For the past five years, I have been I have been working in a region stretching from the island of New Guinea to Southeast Asian archipelago. Here, I have been documenting the micro-stories around wildlife habitats as well as wildlife markets that often get misplaced in the surveying of these lands as a whole. I have been interviewing tribe hunters in rainforests, taxidermists in bazaars and wildlife trophy dealers functioning in now what can only be called a dark invisible market. My hope for this project has been to read the larger wildlife trade as more than a headline, to find crucial connections between unarchived fragments of a conflict that is pushing us into a war with the very world we inhabit.

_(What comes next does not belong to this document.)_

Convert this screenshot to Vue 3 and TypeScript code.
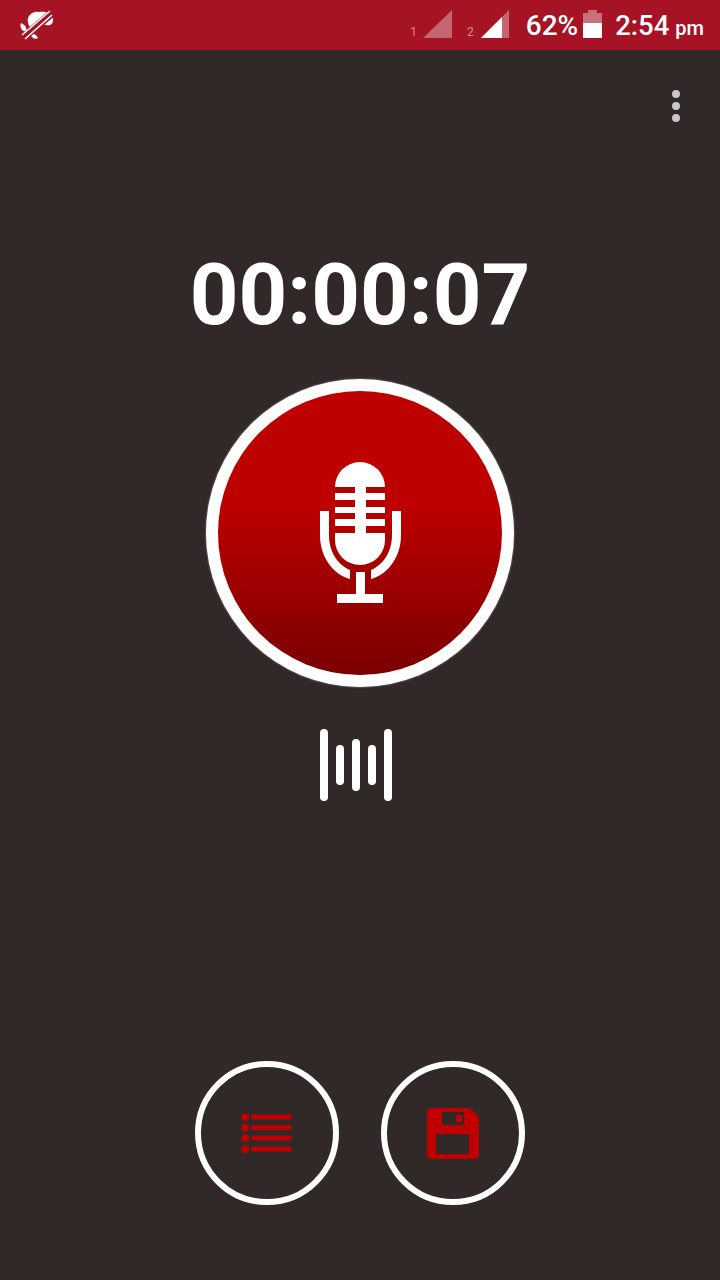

Within the tropics, the rainforests of Papua New Guinea, West Papua and larger Southeast Asian archipelago remain the most widely ravaged for resources and wildlife (Ivory, Rhino horns, Pangolin scales, Tiger skins, shark meat, Bird trade etc.) . Southeast Asian wildlife markets and illegal exports of endangered flora fauna reaches astounding heights every year, running into several billion dollars. It is in this context that it becomes essential to look beyond the rhetoric of supply-demand, how much-how many, when-how and delve deeper into the subconscious of the region and its cultural complexities vis-à-vis a long history of colonial occupation and post-colonial anxieties.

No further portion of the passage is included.